* [Work to be completed]: Exactly the lines from the start of the data below through the line that contains "import React from" are to be copied, with pictures left out.

* [Collected data]:
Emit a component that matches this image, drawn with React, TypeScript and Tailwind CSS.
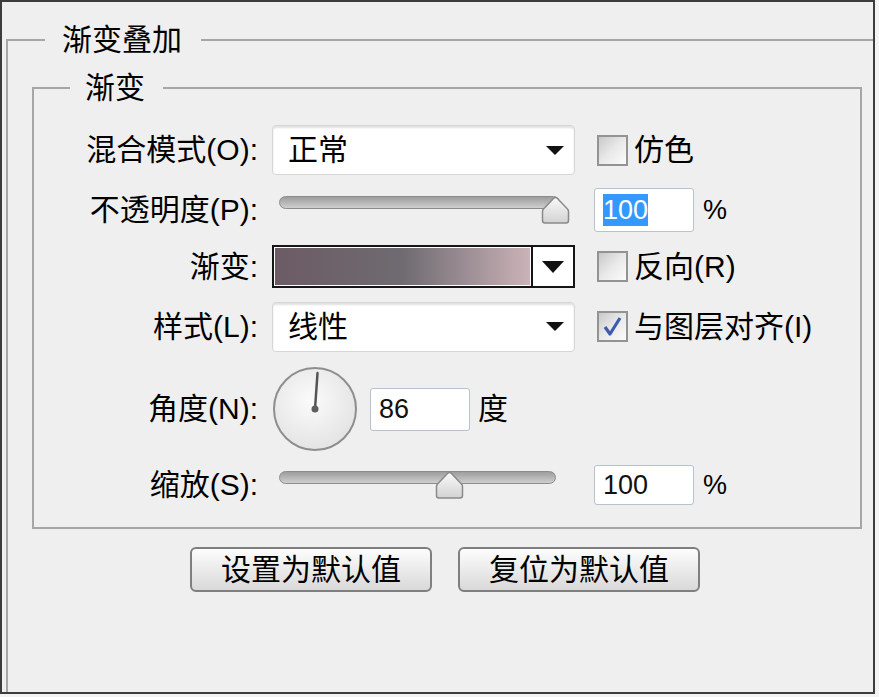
import React from "react";

const Triangle = ({ w, h }: { w: number; h: number }) => (
  <svg width={w} height={h} viewBox={`0 0 ${w} ${h}`}>
    <polygon points={`0,0 ${w},0 ${w / 2},${h}`} fill="#111" />
  </svg>
);

const Select = ({ value }: { value: string }) => (
  <div className="ml-[14px] flex h-[50px] w-[303px] items-center justify-between rounded-[4px] border border-[#d6d6d6] bg-white pl-[15px] pr-[10px] shadow-[inset_0_2px_2px_rgba(0,0,0,0.12)]">
    <span className="text-[30px] leading-none">{value}</span>
    <Triangle w={18} h={9} />
  </div>
);

const Checkbox = ({ checked }: { checked?: boolean }) => (
  <div className="relative ml-[22px] h-[31px] w-[31px] border-2 border-[#939393] bg-linear-to-br from-[#c9c9c9] via-[#e9e9e9] to-[#fbfbfb]">
    {checked && (
      <svg className="absolute left-[2px] top-[2px]" width="23" height="23" viewBox="0 0 23 23">
        <path d="M4 12 L9 19 L19 3" fill="none" stroke="#3f5bb0" strokeWidth="3.2" strokeLinejoin="round" />
      </svg>
    )}
  </div>
);

const Slider = ({ trackW, thumbX }: { trackW: number; thumbX: number }) => (
  <div className="relative ml-[21px] h-[30px] w-[291px]">
    <div
      className="absolute left-0 top-[1px] h-[13px] rounded-full border border-[#8c8c8c] bg-linear-to-b from-[#9d9d9d] to-[#cfcfcf]"
      style={{ width: trackW }}
    />
    <svg className="absolute top-[1px]" style={{ left: thumbX }} width="29" height="29" viewBox="0 0 29 29">
      <defs>
        <linearGradient id="tg" x1="0" y1="0" x2="0" y2="1">
          <stop offset="0" stopColor="#fafafa" />
          <stop offset="1" stopColor="#d2d2d2" />
        </linearGradient>
      </defs>
      <path
        d="M14.5 1.5 Q15.5 1.5 16.5 2.5 L26.5 13 Q27.5 14 27.5 15.5 L27.5 24.5 Q27.5 27 25 27 L4 27 Q1.5 27 1.5 24.5 L1.5 15.5 Q1.5 14 2.5 13 L12.5 2.5 Q13.5 1.5 14.5 1.5 Z"
        fill="url(#tg)"
        stroke="#8a8a8a"
        strokeWidth="1.5"
      />
    </svg>
  </div>
);

const NumInput = ({ children, w = 100, h = 44, ml }: { children: React.ReactNode; w?: number; h?: number; ml: string }) => (
  <div
    className={`${ml} flex items-center rounded-[3px] border border-[#b8c2cf] bg-white pl-[8px] text-[27px] text-[#111]`}
    style={{ width: w, height: h }}
  >
    {children}
  </div>
);

const Label = ({ children }: { children: React.ReactNode }) => (
  <div className="w-[224px] text-right text-[30px] leading-none text-black">{children}</div>
);

export default function App() {
  const needleAngle = (86 * Math.PI) / 180;
  const nx = 43 + Math.cos(needleAngle) * 36;
  const ny = 43 - Math.sin(needleAngle) * 36;

  return (
    <div className="h-[697px] w-[879px] bg-[#f3f3f3] font-['Liberation_Sans','Noto_Sans_CJK_SC',sans-serif] text-black">
      <div className="flex h-[694px] w-[875px] flex-col border-2 border-[#3c3c3c] bg-[#efefef]">
        <fieldset className="mt-[21px] ml-[4px] min-w-0 flex-1 border-t-2 border-l-2 border-[#a6a6a6] pt-[14px] pl-[24px] pr-[11px]">
          <legend className="ml-[13px] h-[34px] pl-[17px] pr-[19px] text-[30px] leading-[34px]">渐变叠加</legend>

          <fieldset className="w-[830px] min-w-0 border-2 border-[#a6a6a6] pt-[20px] pb-[22px]">
            <legend className="ml-[36px] h-[34px] pl-[15px] pr-[18px] text-[30px] leading-[34px]">渐变</legend>

            <div className="flex flex-col">
              {/* Row 1 */}
              <div className="flex h-[50px] items-center">
                <Label>混合模式(O):</Label>
                <Select value="正常" />
                <Checkbox />
                <span className="ml-[6px] text-[30px] leading-none">仿色</span>
              </div>

              {/* Row 2 */}
              <div className="mt-[13px] flex h-[44px] items-center">
                <Label>不透明度(P):</Label>
                <Slider trackW={281} thumbX={262} />
                <NumInput ml="ml-[24px]">
                  <span className="inline-block bg-[#3399ff] leading-[32px] text-white">100</span>
                </NumInput>
                <span className="ml-[9px] text-[27px] leading-none">%</span>
              </div>

              {/* Row 3 */}
              <div className="mt-[13px] flex h-[43px] items-center">
                <Label>渐变:</Label>
                <div className="ml-[14px] flex h-[43px] w-[303px] border-2 border-[#151515] bg-white">
                  <div className="m-[1px] flex-1 bg-linear-to-r from-[#6c5b65] via-[#6f6b71] to-[#cbb3b8]" />
                  <div className="flex w-[42px] items-center justify-center border-l-2 border-[#151515] bg-white">
                    <Triangle w={22} h={12} />
                  </div>
                </div>
                <Checkbox />
                <span className="ml-[6px] text-[30px] leading-none">反向(R)</span>
              </div>

              {/* Row 4 */}
              <div className="mt-[13px] flex h-[51px] items-center">
                <Label>样式(L):</Label>
                <Select value="线性" />
                <Checkbox checked />
                <span className="ml-[6px] text-[30px] leading-none">与图层对齐(I)</span>
              </div>

              {/* Row 5 */}
              <div className="mt-[15px] flex h-[84px] items-center">
                <Label>角度(N):</Label>
                <svg className="ml-[14px]" width="86" height="86" viewBox="0 0 86 86">
                  <defs>
                    <radialGradient id="dg" cx="0.45" cy="0.4" r="0.65">
                      <stop offset="0" stopColor="#fbfbfb" />
                      <stop offset="1" stopColor="#e2e2e2" />
                    </radialGradient>
                  </defs>
                  <circle cx="43" cy="43" r="41" fill="url(#dg)" stroke="#8e8e8e" strokeWidth="2" />
                  <line x1="43" y1="43" x2={nx} y2={ny} stroke="#555" strokeWidth="2.5" strokeLinecap="round" />
                  <circle cx="43" cy="43" r="3.5" fill="#5e5e5e" />
                </svg>
                <NumInput ml="ml-[12px]" h={43}>
                  <span>86</span>
                </NumInput>
                <span className="ml-[8px] text-[30px] leading-none">度</span>
              </div>

              {/* Row 6 */}
              <div className="mt-[14px] flex h-[40px] items-center">
                <Label>缩放(S):</Label>
                <Slider trackW={277} thumbX={156} />
                <NumInput ml="ml-[24px]" h={40}>
                  <span>100</span>
                </NumInput>
                <span className="ml-[9px] text-[27px] leading-none">%</span>
              </div>
            </div>
          </fieldset>

          <div className="mt-[18px] flex gap-[26px] pl-[158px]">
            <button className="flex h-[45px] w-[242px] items-center justify-center rounded-[6px] border-2 border-[#7f7f7f] bg-linear-to-b from-[#fdfdfd] to-[#d9d9d9] text-[30px] leading-none">
              设置为默认值
            </button>
            <button className="flex h-[45px] w-[242px] items-center justify-center rounded-[6px] border-2 border-[#7f7f7f] bg-linear-to-b from-[#fdfdfd] to-[#d9d9d9] text-[30px] leading-none">
              复位为默认值
            </button>
          </div>
        </fieldset>
      </div>
    </div>
  );
}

* [Result for this task]:
Emit a component that matches this image, drawn with React, TypeScript and Tailwind CSS.
import React from "react";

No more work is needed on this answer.